I'm an elderly retired teacher who writes. Among my books are Ferradiddledumday (Appalachian version of the Rumpelstiltskin story), Stuck (middle grade paranormal novel), Patches on the Same Quilt (novel set in Franklin County, VA), Them That Go (an Appalachian novel), Miracle of the Concrete Jesus & Other Stories, and several Kindle ebooks.

Sunday, July 17, 2011

New River: bonnets, apple butter, and moonshine

New River bonnets, apple butter and moonshine, by Charles Lytton is part memoir, part history of the River Ridge area, part cookbook, and part country lore. Subtitled "The Raising of a Little Fat Boy," the book is a fine addition to Appalachian literature.

For readers unfamiliar with country living, Lytton has included explanations. For example cat-headed biscuits do not contain any feline parts. "Cat-headed" refers to their size. Every morning for 25 years, Lytton's mother would bake 36 of them for breakfast. They were good slathered with yellow cow butter.

What is yellow cow butter? Lytton explains it in the glossary:

In the spring, summer, and early fall when there was lots of green grass to eat, all manner of milk cows gave thick yellowish cream. This translates into yellow butter, the norm for all country foods. But in the winter when cows started to be fed dry hay, corn fodder, and very little grain, the cream they produced did not have much color. "Yellow cow butter" is the good kind. (p.1)

Something else  he explains is how to test to see if the lard is hot enough to properly fry something:

We put three or four popcorn kernels in the lard to indicate the proper cooking temperature. When the lard is hot enough to pop the pocorn, you can put chicken or green tomatoes into the lard and your food won't be too greasy. (p. 2)

If you're curious about what mountain oysters are (and how to fry them), how to cure the croup, what gigging is, or how to make squirrel gravy, this is the book for you. If you want to know what life in the country was like a half century ago told by someone who's been there and done that, this is also the book for you.

I loved the down-home flavor of New River bonnets, apple butter and moonshine. I devoured the book in two days, and what I read left me hungry for more.  Lytton is a consummate story-teller, and his tales of life on River Ridge are worth reading time and again. And some of the recipes sound pretty good, too.

Besides writing stories, he also tells them. At the "Authors on Grayson" event at the 2011 Galax Leaf and String Festival, I had the privilege of hearing him spin some yarns.

If you'd like to meet him, he'll be one of the authors at the Mountain Spirits Festival in downtown Rocky Mount, Virginia, on October 1. He'll be both selling books in the authors' tent and telling tales in the library.

I expect he'll bring plenty of copies with him.

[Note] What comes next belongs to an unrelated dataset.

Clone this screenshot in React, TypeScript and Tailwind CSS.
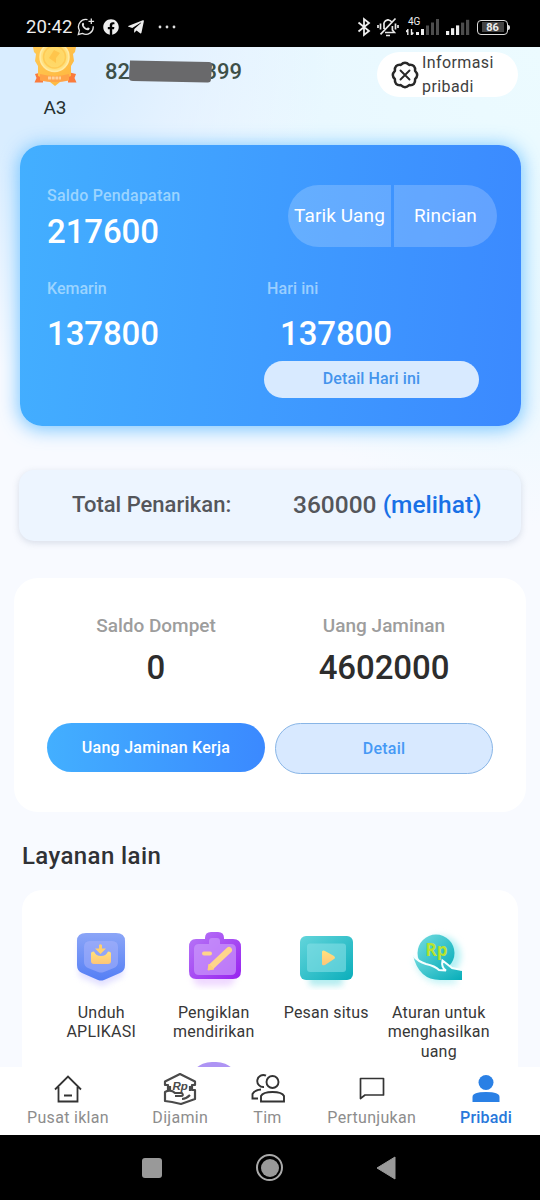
import { FaFacebook, FaTelegramPlane } from "react-icons/fa";

const WhatsappIcon = () => (
  <svg width="18" height="18" viewBox="0 0 18 18" fill="none" stroke="#e4e4e4" strokeWidth="1.3">
    <path d="M10.5 1.7A7.3 7.3 0 0 0 2.4 12.3L1.3 16.5l4.1-1.1A7.3 7.3 0 0 0 16.2 8.3" />
    <path d="M14.3.5v5.6M11.5 3.3h5.6" />
    <path
      d="M5.2 5.3c.8-1 1.5-.6 1.8.5.4.9-.3 1.1-.3 1.5.6 1.4 1.6 2.4 3 3 .6 0 .8-1 1.5-.7 1.9.7 1.9 1.3.7 2.3-2.7 1.7-8.4-3.4-6.7-6.6Z"
      fill="#e4e4e4"
      stroke="none"
    />
  </svg>
);

const BluetoothIcon = () => (
  <svg width="14" height="20" viewBox="0 0 14 20" fill="none" stroke="#eee" strokeWidth="1.8">
    <path d="m1.5 5.500 10.500 8.500L7 18V2l5 4L1.500 14.500" />
  </svg>
);

const MuteIcon = () => (
  <svg width="22" height="20" viewBox="0 0 22 20" fill="none" stroke="#e8e8e8" strokeWidth="1.700">
    <path d="M7 12V8a4 4 0 0 1 8-1.8M15.400 9v4l2 2.500H8M11 2v1.500M9 18.500h4M18.500 1.500 3.500 17.300" />
    <path d="M3.500 6.500v6M1 8v3M18.500 6.500v6M21 8v3" />
  </svg>
);

const SignalIcon = ({ lit }: { lit: number }) => (
  <svg width="24" height="16" viewBox="0 0 24 16">
    {[0, 1, 2, 3, 4].map((i) => (
      <rect key={i} x={i * 5} y={12 - i * 2.8} width="3.2" height={4 + i * 2.8} fill={i < lit ? "#eeeeee" : "#4c4c4c"} />
    ))}
  </svg>
);

const StatusBar = () => (
  <header className="flex h-[47px] shrink-0 items-center bg-black pl-[26px] pr-[30px] pt-[7px] text-[#eeeeee]">
    <span className="mt-px w-[51px] text-[18.5px] leading-none tracking-[0.1px]">20:42</span>
    <WhatsappIcon />
    <FaFacebook className="ml-2 size-[16px]" />
    <FaTelegramPlane className="ml-[8px] size-[18px]" />
    <svg className="ml-[13px]" width="18" height="4" viewBox="0 0 18 4" fill="#ddd">
      <circle cx="2" cy="2" r="1.4" />
      <circle cx="9" cy="2" r="1.4" />
      <circle cx="16" cy="2" r="1.4" />
    </svg>
    <div className="ml-auto flex items-center">
      <BluetoothIcon />
      <div className="ml-[6px]">
        <MuteIcon />
      </div>
      <div className="relative ml-[7px] flex h-4 w-[33px] items-end">
        <svg width="33" height="16" viewBox="0 0 33 16">
          <path d="M1.800 10v6M0 13l1.800-2.500M5.500 10v6l1.800-2.500" stroke="#eee" fill="none" strokeWidth="1.400" />
          <path d="M10 13h3v3h-3zM15 10h3v6h-3z" fill="#eee" />
          <path d="M20 6.500h3v9.500h-3zM25 3.500h3v12.500h-3zM30 0h3v16h-3z" fill="#4c4c4c" />
        </svg>
        <span className="absolute left-[2px] top-[-2px] text-[10px] leading-none">4G</span>
      </div>
      <div className="ml-[7px]">
        <SignalIcon lit={3} />
      </div>
      <div className="ml-[7px] flex h-[15px] w-[31px] items-center justify-center rounded-[4px] border-[1.5px] border-[#ddd]">
        <span className="flex h-[10px] w-[22px] items-center justify-center bg-[#444] text-[11px] font-bold leading-none">86</span>
      </div>
      <div className="h-[5px] w-[2px] rounded-r-sm bg-[#ddd]" />
    </div>
  </header>
);

const Medal = () => (
  <svg width="46" height="40" viewBox="0 0 46 40">
    <defs>
      <linearGradient id="medal" x1="0" y1="0" x2="1" y2="1">
        <stop offset="0" stopColor="#ffca55" />
        <stop offset="1" stopColor="#ffb53c" />
      </linearGradient>
      <radialGradient id="coin">
        <stop offset="0" stopColor="#ffd560" />
        <stop offset="0.7" stopColor="#ffd96a" />
        <stop offset="1" stopColor="#ffe78f" />
      </radialGradient>
    </defs>
    <path d="m3 27 8-2v10.500H2.500l2-4.500ZM44 27l-8-2v10.500h8.500l-2-4.500Z" fill="#fb7b3c" />
    <path d="M1 0h43l-1 5-2 2 1 7-3 5v10l-7 3-4 3-5 4-5-4-5-3-7-3V19l-3-5 1-7-2-2Z" fill="url(#medal)" />
    <circle cx="22.500" cy="10" r="14.500" fill="url(#coin)" stroke="#ffeaa4" strokeWidth="1.500" />
    <circle cx="22.500" cy="10" r="11" fill="none" stroke="#ffcb55" strokeWidth="1.500" />
    <path d="m22 3 6 3-4 5v5l-7-5Z" fill="#ffbd42" opacity=".7" />
    <path d="M8 27q15 4 29 0v6.500q-14 3-29 0Z" fill="#ffa347" />
    <path d="M16 31h13" stroke="#ffd29a" strokeWidth="3" strokeDasharray="3 .7" />
  </svg>
);

const ProfileHeader = () => (
  <section className="flex h-[98px] items-start pl-8 pr-[22px]">
    <div className="flex w-[46px] flex-col items-center">
      <Medal />
      <span className="mt-[10px] text-[19px] leading-[22px] text-[#263030]">A3</span>
    </div>
    <div className="relative ml-[27px] mt-[12px] flex w-[137px] justify-between text-[22px] font-medium leading-[26px] text-[#3e5048]">
      <span>82</span>
      <span>399</span>
      <svg className="absolute left-[24px] top-[1px]" width="84" height="24" viewBox="0 0 84 24">
        <path d="M1 .500 80 2q3 0 3 3l-1 14q0 4-4 3.500L4 21q-4 0-4-3Z" fill="#69696b" />
      </svg>
    </div>
    <div className="ml-auto mt-[5px] flex h-[45px] w-[141px] items-center rounded-full bg-white pl-[14px]">
      <svg width="28" height="28" viewBox="0 0 28 28" fill="none" stroke="#282828" strokeLinejoin="round">
        <path
          d="M14 1.800q2 0 4.200 2.100 3.200-.300 4.700 1.200t1.200 4.700Q26.200 12 26.200 14t-2.100 4.200q.300 3.200-1.200 4.700t-4.700 1.200Q16 26.200 14 26.200t-4.200-2.100q-3.200.300-4.700-1.200t-1.200-4.700Q1.800 16 1.800 14t2.100-4.200q-.300-3.200 1.200-4.700t4.700-1.200Q12 1.800 14 1.800Z"
          strokeWidth="2.500"
        />
        <path d="m9.500 9.500 9 9m0-9-9 9" strokeWidth="1.900" strokeLinecap="round" />
      </svg>
      <span className="ml-[3px] mt-px w-20 text-base leading-[24.500px] tracking-[0.400px] text-[#404040]">Informasi pribadi</span>
    </div>
  </section>
);

const IncomeCard = () => (
  <section className="ml-[20px] mr-[19px] flex h-[281px] rounded-[22px] bg-linear-[95deg] from-[#43afff] to-[#3b89ff] pl-[27px] shadow-[0_2px_18px_2px_rgba(80,182,255,0.72)]">
    <div className="w-[217px] pt-[39px]">
      <p className="text-base font-medium leading-6 tracking-[0.200px] text-[#9bd4ff]">Saldo Pendapatan</p>
      <p className="mt-1 text-[33px] font-medium leading-10 tracking-[-0.100px] text-white">217600</p>
      <p className="mt-[25px] text-base font-medium leading-6 text-[#9bd4ff]">Kemarin</p>
      <p className="mt-[13px] text-[33px] font-medium leading-10 tracking-[-0.100px] text-white">137800</p>
    </div>
    <div className="pt-10">
      <div className="ml-6 flex gap-[3px] text-[19px] tracking-[0.100px] text-white">
        <button className="h-[62px] w-[103px] whitespace-nowrap rounded-l-full bg-white/20">Tarik Uang</button>
        <button className="h-[62px] w-[103px] rounded-r-full bg-white/20">Rincian</button>
      </div>
      <p className="ml-[3px] mt-[30px] text-base font-medium leading-6 tracking-[0.100px] text-[#9bceff]">Hari ini</p>
      <p className="ml-4 mt-[13px] text-[33px] font-medium leading-10 tracking-[-0.100px] text-white">137800</p>
      <button className="mt-[7px] block h-[37px] w-[215px] rounded-full bg-[#d8eaff] pb-px text-base font-medium tracking-[0.100px] text-[#4494ec]">
        Detail Hari ini
      </button>
    </div>
  </section>
);

const WithdrawTotal = () => (
  <section className="mx-[19px] mt-11 flex h-[71px] items-center rounded-[15px] bg-[#edf5ff] pl-[53px] shadow-[0_2px_7px_rgba(100,120,150,0.22)]">
    <span className="-mt-[2px] w-[221px] text-[22px] font-medium text-[#54565b]">Total Penarikan:</span>
    <span className="whitespace-nowrap text-[24.500px] font-medium text-[#54565b]">
      360000 <span className="text-[#1970e6]">(melihat)</span>
    </span>
  </section>
);

const WalletCard = () => (
  <section className="mx-[14px] mt-[37px] h-[234px] rounded-[24px] bg-white px-[33px] pt-[35px]">
    <div className="grid grid-cols-2 gap-x-[10px] text-center">
      <p className="text-[19px] font-medium leading-[26px] text-[#9d9d9d]">Saldo Dompet</p>
      <p className="text-[19px] font-medium leading-[26px] text-[#9d9d9d]">Uang Jaminan</p>
      <p className="mt-[9px] text-[33px] font-medium leading-10 text-[#2d2d2d]">0</p>
      <p className="mt-[9px] text-[33px] font-medium leading-10 tracking-[-0.100px] text-[#2d2d2d]">4602000</p>
      <button className="mt-[35px] h-[49px] rounded-full bg-linear-to-r from-[#43afff] to-[#3b89ff] text-base font-medium tracking-[0.250px] text-white">
        Uang Jaminan Kerja
      </button>
      <button className="mt-[35px] h-[51px] rounded-full border border-[#88b5e6] bg-[#d8e9ff] text-base font-medium tracking-[0.250px] text-[#4699f5]">
        Detail
      </button>
    </div>
  </section>
);

const DownloadIcon = () => (
  <svg width="64" height="64" viewBox="0 0 64 64">
    <defs>
      <linearGradient id="shield" x1="0" y1="0" x2="0" y2="1">
        <stop offset="0" stopColor="#8ba5f7" />
        <stop offset="1" stopColor="#557ff5" />
      </linearGradient>
      <linearGradient id="gold" x1="0" y1="0" x2="0" y2="1">
        <stop offset="0" stopColor="#ffe17d" />
        <stop offset="1" stopColor="#ffc578" />
      </linearGradient>
      <filter id="glow" x="-30%" y="-30%" width="160%" height="160%">
        <feGaussianBlur stdDeviation="3" />
      </filter>
    </defs>
    <path d="M10 16h44v34L33 60 10 50Z" fill="#d8d5ff" opacity=".8" filter="url(#glow)" />
    <path d="M17 7h30q9 0 9 8v24q0 6-5 8L35 54q-3 1-6 0L13 47q-5-2-5-8V15q0-8 9-8Z" fill="url(#shield)" />
    <path d="M21 15h22q6 0 6 6v15q0 4-4 6l-10 4q-3 1-6 0l-10-4q-4-2-4-6V21q0-6 6-6Z" fill="#a8b3fb" opacity=".55" />
    <path d="M25 25.500q2 4.500 7 4.500 5 0 7-4.500 3 0 3 2V35q0 3-3 3H25q-3 0-3-3v-7.500q0-2 3-2Z" fill="url(#gold)" />
    <path d="M30 19q1-1.500 3 0v3.500h4L31.500 28 26 22.500h4Z" fill="#ffcf6e" />
  </svg>
);

const AdvertiserIcon = () => (
  <svg width="64" height="64" viewBox="0 0 64 64">
    <defs>
      <linearGradient id="bag" x1="0" y1="0" x2="1" y2="1">
        <stop offset="0" stopColor="#b778f7" />
        <stop offset="1" stopColor="#9822ef" />
      </linearGradient>
    </defs>
    <rect x="11" y="25" width="42" height="35" rx="8" fill="#e8c8ff" opacity=".7" filter="url(#glow)" />
    <path d="M23 12q0-6 6-6h7q6 0 6 6v1h9q8 0 8 8v24q0 8-8 8H14q-7 0-7-8V21q0-8 7-8h9Z" fill="url(#bag)" />
    <path d="M27 18v-3q0-3 3-3h5q3 0 3 3v3h11q5 0 5 5v21q0 5-5 5H17q-5 0-5-5V23q0-5 5-5Z" fill="#cb99fb" opacity=".7" />
    <path d="M22 27.500h6" stroke="#ffd58b" strokeWidth="4" strokeLinecap="round" />
    <path d="M47 24 30 40" stroke="#ffd58b" strokeWidth="6" strokeLinecap="round" />
    <path d="m27 38-1 6 6-1Z" fill="#ffcf7c" stroke="#ffcf7c" strokeLinejoin="round" />
  </svg>
);

const MessageIcon = () => (
  <svg width="64" height="64" viewBox="0 0 64 64">
    <defs>
      <linearGradient id="screen" x1="0" y1="0" x2="1" y2="1">
        <stop offset="0" stopColor="#63d5db" />
        <stop offset="1" stopColor="#0baebb" />
      </linearGradient>
    </defs>
    <rect x="15" y="32" width="34" height="28" rx="4" fill="#a2e8ec" opacity=".8" filter="url(#glow)" />
    <rect x="6" y="10" width="53" height="44" rx="6" fill="url(#screen)" />
    <rect x="13" y="17.500" width="39" height="28.500" rx="3" fill="#85dfe6" opacity=".6" />
    <path d="M28 25.500q1-1.500 3-.500l9 5q2 2 0 3l-9 6q-3 1-3-1Z" fill="url(#gold)" />
  </svg>
);

const RulesIcon = () => (
  <svg width="64" height="64" viewBox="0 0 64 64">
    <defs>
      <linearGradient id="hand" x1="0" y1="0" x2="1" y2="1">
        <stop offset="0" stopColor="#73dce0" />
        <stop offset="1" stopColor="#07adb9" />
      </linearGradient>
    </defs>
    <circle cx="34" cy="30" r="20" fill="#b6f1f4" filter="url(#glow)" />
    <path d="M6 34q8 22 26 24h18v-6Z" fill="#b6f1f4" opacity=".7" filter="url(#glow)" />
    <circle cx="29" cy="27" r="18.500" fill="url(#hand)" />
    <text x="18.500" y="30" fontFamily="Open Sans" fontSize="17" fontWeight="700" fill="#b9e32d">
      Rp
    </text>
    <path
      d="M6 29.500q5 6 13 8.500 9 2 13 6l7 .500q-5-3-3.500-10Q40 38 45 42l10 2.500V54H33Q12 54 6 29.500Z"
      fill="url(#hand)"
    />
    <path d="M6 29.500q5 6 13 8.500 9 2 13 6l7 .500q-5-3-3.500-10Q40 38 45 42l10 2" fill="none" stroke="#f5ffff" strokeWidth="2" />
  </svg>
);

const services = [
  { label: "Unduh APLIKASI", icon: <DownloadIcon /> },
  { label: "Pengiklan mendirikan", icon: <AdvertiserIcon /> },
  { label: "Pesan situs", icon: <MessageIcon /> },
  { label: "Aturan untuk menghasilkan uang", icon: <RulesIcon /> },
];

const Services = () => (
  <section>
    <h2 className="ml-[22px] mt-[28px] text-[24px] font-medium leading-8 tracking-[0.400px] text-[#303135]">Layanan lain</h2>
    <div className="mx-[22px] mt-[18px] rounded-t-[20px] bg-white px-[23px] pt-9">
      <div className="grid h-[136px] grid-cols-4">
        {services.map(({ label, icon }) => (
          <div key={label} className="flex flex-col items-center">
            {icon}
            <p className="mt-[13px] w-[110px] text-center text-base leading-[19.300px] tracking-[0.220px] text-[#373737]">{label}</p>
          </div>
        ))}
      </div>
      <div className="ml-[143px] h-12 w-[52px] rounded-[26px] bg-[#ae94f4]" />
    </div>
  </section>
);

const HomeIcon = () => (
  <svg width="28" height="28" viewBox="0 0 28 28" fill="none" stroke="#333" strokeWidth="1.800">
    <path d="M1 14.500 14 1.500l13 13M4.500 12v14.500h19V12M10 20.500h8" />
  </svg>
);

const GuaranteeIcon = () => (
  <svg width="34" height="34" viewBox="0 0 34 34" fill="none" stroke="#4a4a4a" strokeWidth="2.200" strokeLinejoin="round">
    <path d="M5 18v-5H2V9.500L17 2l15 7.500V13h-3v5h3v9l-14 5-9-2-7-1V20q6-3 10 1h7q2 3-1 3h-6" />
    <path d="M7 14v5M27 14v5M19 27q4 0 8-4" />
    <text x="9.500" y="17.500" fontFamily="Liberation Sans" fontSize="11.500" fontWeight="700" fontStyle="italic" fill="#4a4a4a" stroke="none">
      Rp
    </text>
  </svg>
);

const TeamIcon = () => (
  <svg width="34" height="32" viewBox="0 0 34 32" fill="none" stroke="#333" strokeWidth="1.900">
    <circle cx="21.500" cy="9" r="6" />
    <path d="M15 2.700A6 6 0 1 0 13 14M10 28.500V23q2-4 11.500-4T33 23v5.500ZM7 25.500H1.500V21q2-4 8.500-4.500" />
  </svg>
);

const ChatIcon = () => (
  <svg width="28" height="28" viewBox="0 0 28 28" fill="none" stroke="#333" strokeWidth="1.700" strokeLinejoin="round">
    <path d="M2.500 3.500h23v16.500H7l-4.500 3.500Z" />
  </svg>
);

const ProfileIcon = () => (
  <svg width="30" height="30" viewBox="0 0 30 30" fill="#2a80e5">
    <circle cx="15" cy="8.500" r="7.500" />
    <path d="M1.500 28V23q0-5 13.500-5t13.500 5v5Z" />
  </svg>
);

const tabs = [
  { label: "Pusat iklan", icon: <HomeIcon />, width: "w-[82px]" },
  { label: "Dijamin", icon: <GuaranteeIcon />, width: "w-[56px]" },
  { label: "Tim", icon: <TeamIcon />, width: "w-[32px]" },
  { label: "Pertunjukan", icon: <ChatIcon />, width: "w-[90px]" },
  { label: "Pribadi", icon: <ProfileIcon />, width: "w-[52px]", active: true },
];

const TabBar = () => (
  <nav className="flex h-[68px] shrink-0 justify-between bg-white pl-[27px] pr-[28px]">
    {tabs.map(({ label, icon, width, active }) => (
      <div key={label} className={`flex flex-col items-center ${width}`}>
        <div className="flex h-[41px] items-center pt-[3px]">{icon}</div>
        <span
          className={`whitespace-nowrap text-base leading-5 ${active ? "font-medium tracking-[0.200px] text-[#2878db]" : "tracking-[0.300px] text-[#8d8d8d]"}`}
        >
          {label}
        </span>
      </div>
    ))}
  </nav>
);

const SystemNav = () => (
  <footer className="flex h-[65px] shrink-0 items-center bg-black pl-[142px]">
    <div className="size-[20px] rounded-[3px] bg-[#999]" />
    <div className="ml-[94px] flex size-[27px] items-center justify-center rounded-full border-2 border-[#aaa]">
      <div className="size-[18px] rounded-full bg-[#999]" />
    </div>
    <svg className="ml-[93px]" width="20" height="24" viewBox="0 0 20 24">
      <path d="m1 12 18-11v22Z" fill="#999" stroke="#999" strokeLinejoin="round" />
    </svg>
  </footer>
);

const App = () => (
  <div className="flex h-[1200px] w-[540px] flex-col overflow-hidden font-[Roboto,sans-serif]">
    <StatusBar />
    <main className="h-[1020px] shrink-0 overflow-hidden bg-[#f8faff] bg-[radial-gradient(ellipse_330px_320px_at_0_0,#d9edff_0%,#d9edff_30%,transparent_100%),radial-gradient(ellipse_380px_480px_at_100%_0,#ecfbff_0%,#e9f8ff_60%,transparent_100%)]">
      <ProfileHeader />
      <IncomeCard />
      <WithdrawTotal />
      <WalletCard />
      <Services />
    </main>
    <TabBar />
    <SystemNav />
  </div>
);

export default App;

Blogger Franz X Beisser said...

My kind of information. I like the real life. Too much in this world is synthetic. Not only what we consume, but also conversation and even friends.

4:42 PM  
Blogger Sweet Virginia Breeze said...

Sounds like a very interesting book with lots of old fashioned wisdom.

8:33 PM  
Blogger CountryDew said...

Sounds like a good book. Thanks for sharing it!

12:18 PM  
Blogger Sally Roseveare said...

I'm so glad he will be at the Mountain Spirits Festival on Oct. 1. His book sounds delightful.I'll definitely buy a copy.